____ Extracted material

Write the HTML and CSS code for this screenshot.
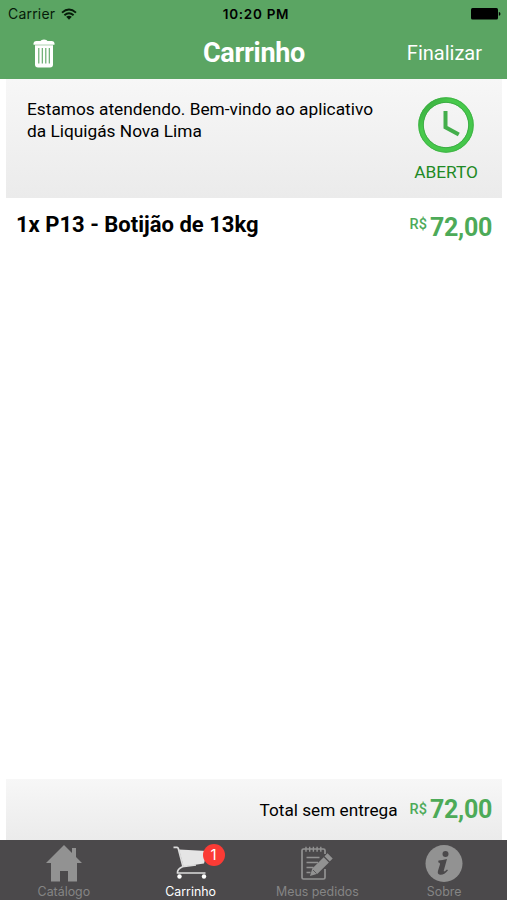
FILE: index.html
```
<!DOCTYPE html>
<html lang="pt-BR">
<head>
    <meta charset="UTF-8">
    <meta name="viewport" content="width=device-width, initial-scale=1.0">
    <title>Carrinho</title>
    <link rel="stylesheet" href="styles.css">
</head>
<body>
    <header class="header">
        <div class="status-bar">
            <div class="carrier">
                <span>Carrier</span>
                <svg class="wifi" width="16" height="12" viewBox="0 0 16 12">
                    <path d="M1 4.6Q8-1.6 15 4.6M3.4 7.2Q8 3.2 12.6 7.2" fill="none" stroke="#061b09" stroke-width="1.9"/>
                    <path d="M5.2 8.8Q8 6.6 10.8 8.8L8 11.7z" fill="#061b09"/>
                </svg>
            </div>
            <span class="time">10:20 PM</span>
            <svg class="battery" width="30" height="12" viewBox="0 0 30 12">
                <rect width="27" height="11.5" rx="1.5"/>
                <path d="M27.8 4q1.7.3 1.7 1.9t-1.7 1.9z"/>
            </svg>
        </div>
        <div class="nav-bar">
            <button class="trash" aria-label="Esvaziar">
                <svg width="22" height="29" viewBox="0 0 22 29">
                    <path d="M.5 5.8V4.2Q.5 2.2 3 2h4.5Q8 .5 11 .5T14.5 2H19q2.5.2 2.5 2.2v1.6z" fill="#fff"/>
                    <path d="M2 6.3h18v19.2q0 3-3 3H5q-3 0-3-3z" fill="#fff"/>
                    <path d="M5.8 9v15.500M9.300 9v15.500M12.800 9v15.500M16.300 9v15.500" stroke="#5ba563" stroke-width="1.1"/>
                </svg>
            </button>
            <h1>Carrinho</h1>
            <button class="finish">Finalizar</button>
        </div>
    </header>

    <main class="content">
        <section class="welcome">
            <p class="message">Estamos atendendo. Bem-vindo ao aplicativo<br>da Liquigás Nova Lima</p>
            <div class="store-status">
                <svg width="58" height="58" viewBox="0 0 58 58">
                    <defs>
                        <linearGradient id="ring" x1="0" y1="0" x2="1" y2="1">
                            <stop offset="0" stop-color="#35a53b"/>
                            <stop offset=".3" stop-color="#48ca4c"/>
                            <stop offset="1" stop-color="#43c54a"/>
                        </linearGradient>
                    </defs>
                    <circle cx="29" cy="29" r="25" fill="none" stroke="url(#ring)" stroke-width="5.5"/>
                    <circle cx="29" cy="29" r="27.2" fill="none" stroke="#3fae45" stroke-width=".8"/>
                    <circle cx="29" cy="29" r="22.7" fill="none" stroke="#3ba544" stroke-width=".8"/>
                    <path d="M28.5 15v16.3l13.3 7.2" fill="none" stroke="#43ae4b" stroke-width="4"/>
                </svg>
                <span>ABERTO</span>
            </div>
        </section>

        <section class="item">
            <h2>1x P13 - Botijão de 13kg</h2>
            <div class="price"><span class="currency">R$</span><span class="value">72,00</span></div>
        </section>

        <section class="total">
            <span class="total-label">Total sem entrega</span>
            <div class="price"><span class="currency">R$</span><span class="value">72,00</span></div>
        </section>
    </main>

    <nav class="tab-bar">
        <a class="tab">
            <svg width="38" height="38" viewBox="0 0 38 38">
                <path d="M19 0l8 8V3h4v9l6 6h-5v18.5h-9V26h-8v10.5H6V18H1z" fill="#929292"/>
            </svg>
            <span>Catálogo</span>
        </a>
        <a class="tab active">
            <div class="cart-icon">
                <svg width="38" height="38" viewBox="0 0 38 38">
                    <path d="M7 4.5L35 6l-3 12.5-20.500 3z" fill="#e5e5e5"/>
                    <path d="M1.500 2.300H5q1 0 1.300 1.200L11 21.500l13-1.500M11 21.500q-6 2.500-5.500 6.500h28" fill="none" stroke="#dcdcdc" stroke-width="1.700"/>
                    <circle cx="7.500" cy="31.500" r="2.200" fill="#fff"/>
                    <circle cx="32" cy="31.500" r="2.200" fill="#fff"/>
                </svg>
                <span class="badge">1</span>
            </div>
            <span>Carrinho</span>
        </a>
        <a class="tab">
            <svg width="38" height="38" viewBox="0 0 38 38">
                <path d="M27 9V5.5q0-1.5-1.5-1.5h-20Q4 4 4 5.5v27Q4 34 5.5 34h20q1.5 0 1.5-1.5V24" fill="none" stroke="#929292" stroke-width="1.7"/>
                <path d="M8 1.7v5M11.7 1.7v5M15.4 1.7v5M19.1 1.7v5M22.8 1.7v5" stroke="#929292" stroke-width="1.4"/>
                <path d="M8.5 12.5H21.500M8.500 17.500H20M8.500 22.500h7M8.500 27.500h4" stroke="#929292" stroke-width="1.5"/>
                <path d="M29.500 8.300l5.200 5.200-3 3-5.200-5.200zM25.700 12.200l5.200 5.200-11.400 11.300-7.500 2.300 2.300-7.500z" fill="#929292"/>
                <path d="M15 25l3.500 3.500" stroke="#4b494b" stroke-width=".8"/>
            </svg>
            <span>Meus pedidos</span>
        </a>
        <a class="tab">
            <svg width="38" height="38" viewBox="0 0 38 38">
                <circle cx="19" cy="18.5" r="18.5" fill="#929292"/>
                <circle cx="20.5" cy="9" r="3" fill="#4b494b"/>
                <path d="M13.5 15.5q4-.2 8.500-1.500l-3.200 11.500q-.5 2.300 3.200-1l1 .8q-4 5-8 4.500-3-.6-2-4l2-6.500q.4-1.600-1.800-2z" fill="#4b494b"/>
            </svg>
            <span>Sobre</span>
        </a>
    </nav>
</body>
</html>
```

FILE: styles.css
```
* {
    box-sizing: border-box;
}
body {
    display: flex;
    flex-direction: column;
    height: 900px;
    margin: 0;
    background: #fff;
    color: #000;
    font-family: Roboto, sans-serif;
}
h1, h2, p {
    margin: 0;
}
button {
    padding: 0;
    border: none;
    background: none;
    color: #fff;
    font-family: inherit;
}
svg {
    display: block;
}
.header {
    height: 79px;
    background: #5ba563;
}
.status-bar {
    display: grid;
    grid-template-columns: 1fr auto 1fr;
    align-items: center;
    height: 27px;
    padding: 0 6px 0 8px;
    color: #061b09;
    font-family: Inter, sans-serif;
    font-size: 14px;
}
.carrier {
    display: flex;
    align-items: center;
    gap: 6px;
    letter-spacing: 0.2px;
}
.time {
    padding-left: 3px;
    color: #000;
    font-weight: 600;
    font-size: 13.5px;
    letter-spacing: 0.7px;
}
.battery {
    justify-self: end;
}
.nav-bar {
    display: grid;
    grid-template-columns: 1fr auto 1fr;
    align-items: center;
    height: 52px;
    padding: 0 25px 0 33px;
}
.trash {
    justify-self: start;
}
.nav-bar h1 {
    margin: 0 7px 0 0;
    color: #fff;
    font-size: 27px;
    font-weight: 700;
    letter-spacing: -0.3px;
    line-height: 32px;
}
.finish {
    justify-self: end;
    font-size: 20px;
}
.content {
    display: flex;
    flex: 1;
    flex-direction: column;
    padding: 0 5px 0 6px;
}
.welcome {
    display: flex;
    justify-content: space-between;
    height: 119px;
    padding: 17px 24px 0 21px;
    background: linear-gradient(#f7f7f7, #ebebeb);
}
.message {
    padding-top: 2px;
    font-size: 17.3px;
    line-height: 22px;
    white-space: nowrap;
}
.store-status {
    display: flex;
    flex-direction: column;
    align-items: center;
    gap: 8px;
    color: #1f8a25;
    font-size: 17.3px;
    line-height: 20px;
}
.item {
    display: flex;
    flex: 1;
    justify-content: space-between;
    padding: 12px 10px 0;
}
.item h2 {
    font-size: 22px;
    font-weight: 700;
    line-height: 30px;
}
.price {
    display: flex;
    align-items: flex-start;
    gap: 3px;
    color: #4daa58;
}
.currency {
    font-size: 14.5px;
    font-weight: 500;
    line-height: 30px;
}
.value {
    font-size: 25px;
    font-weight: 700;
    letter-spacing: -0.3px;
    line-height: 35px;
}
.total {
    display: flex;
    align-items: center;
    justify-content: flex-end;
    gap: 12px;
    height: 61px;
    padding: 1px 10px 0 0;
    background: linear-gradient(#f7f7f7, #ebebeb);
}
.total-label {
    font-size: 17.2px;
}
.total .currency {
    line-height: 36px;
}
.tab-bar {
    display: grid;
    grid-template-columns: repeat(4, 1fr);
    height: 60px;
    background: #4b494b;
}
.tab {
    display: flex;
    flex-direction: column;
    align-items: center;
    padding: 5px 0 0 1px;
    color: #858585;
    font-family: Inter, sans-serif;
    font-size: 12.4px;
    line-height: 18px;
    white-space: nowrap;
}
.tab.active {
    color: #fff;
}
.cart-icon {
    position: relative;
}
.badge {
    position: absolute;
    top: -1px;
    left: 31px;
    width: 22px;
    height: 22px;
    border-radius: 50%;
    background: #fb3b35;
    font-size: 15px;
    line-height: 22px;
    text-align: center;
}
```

________
____ Extracted material

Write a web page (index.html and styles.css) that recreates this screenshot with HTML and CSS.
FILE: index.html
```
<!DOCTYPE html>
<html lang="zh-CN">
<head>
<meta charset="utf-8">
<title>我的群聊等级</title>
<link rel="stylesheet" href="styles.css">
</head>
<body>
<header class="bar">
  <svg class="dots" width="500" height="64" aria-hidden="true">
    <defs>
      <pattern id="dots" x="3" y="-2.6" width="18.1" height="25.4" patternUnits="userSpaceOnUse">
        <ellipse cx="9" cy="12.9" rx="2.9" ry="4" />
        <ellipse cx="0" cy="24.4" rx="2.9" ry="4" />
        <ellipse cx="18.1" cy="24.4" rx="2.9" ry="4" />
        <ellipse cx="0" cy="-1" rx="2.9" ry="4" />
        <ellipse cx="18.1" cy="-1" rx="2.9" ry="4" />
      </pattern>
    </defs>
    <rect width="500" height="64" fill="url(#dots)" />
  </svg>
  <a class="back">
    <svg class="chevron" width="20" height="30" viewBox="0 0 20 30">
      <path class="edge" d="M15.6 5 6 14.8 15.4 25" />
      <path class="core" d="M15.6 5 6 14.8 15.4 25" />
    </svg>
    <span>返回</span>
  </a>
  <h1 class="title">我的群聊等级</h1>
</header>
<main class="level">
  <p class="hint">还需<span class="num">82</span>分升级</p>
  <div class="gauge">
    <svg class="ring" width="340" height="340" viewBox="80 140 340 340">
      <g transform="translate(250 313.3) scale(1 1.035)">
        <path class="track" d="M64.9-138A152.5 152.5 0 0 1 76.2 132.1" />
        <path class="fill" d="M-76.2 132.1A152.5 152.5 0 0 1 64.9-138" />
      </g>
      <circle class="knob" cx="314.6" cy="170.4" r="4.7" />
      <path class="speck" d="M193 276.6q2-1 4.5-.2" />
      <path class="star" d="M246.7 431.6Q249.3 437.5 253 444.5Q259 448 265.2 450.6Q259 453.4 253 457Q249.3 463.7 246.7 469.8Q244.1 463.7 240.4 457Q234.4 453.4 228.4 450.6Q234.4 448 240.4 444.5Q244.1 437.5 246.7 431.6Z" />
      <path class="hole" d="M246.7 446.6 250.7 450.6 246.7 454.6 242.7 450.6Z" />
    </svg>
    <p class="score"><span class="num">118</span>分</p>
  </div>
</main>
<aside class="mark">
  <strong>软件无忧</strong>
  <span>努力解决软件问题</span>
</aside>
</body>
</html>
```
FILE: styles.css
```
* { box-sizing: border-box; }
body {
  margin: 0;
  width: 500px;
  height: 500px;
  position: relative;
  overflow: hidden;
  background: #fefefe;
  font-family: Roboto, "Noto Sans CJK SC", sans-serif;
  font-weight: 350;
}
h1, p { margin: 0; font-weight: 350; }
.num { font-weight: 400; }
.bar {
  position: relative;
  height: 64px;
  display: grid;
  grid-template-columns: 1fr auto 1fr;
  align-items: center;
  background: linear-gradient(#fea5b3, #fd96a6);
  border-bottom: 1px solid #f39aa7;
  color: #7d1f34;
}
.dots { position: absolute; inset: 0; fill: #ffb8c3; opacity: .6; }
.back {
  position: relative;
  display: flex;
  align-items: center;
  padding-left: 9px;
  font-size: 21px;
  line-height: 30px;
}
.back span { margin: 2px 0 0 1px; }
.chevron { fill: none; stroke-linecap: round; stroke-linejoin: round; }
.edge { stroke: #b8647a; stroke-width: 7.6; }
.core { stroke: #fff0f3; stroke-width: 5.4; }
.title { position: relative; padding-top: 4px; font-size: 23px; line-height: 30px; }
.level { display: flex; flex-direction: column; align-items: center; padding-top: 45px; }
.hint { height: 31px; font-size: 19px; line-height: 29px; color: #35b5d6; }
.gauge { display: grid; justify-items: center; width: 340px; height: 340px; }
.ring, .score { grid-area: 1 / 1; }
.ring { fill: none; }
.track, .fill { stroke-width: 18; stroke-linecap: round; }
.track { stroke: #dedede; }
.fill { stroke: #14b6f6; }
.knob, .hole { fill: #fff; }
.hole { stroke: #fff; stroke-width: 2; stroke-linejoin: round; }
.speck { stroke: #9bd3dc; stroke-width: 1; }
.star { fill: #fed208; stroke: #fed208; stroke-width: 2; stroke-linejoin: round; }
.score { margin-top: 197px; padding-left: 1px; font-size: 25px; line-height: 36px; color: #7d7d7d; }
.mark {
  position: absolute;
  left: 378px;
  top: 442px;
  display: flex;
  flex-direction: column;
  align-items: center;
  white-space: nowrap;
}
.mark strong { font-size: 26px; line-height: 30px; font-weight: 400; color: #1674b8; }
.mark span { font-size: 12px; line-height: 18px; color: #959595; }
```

________

(Prompt):
Identify the lines that contain the string "Write", and copy every one of them.

(Answer below):
Write the HTML and CSS code for this screenshot.
Write a web page (index.html and styles.css) that recreates this screenshot with HTML and CSS.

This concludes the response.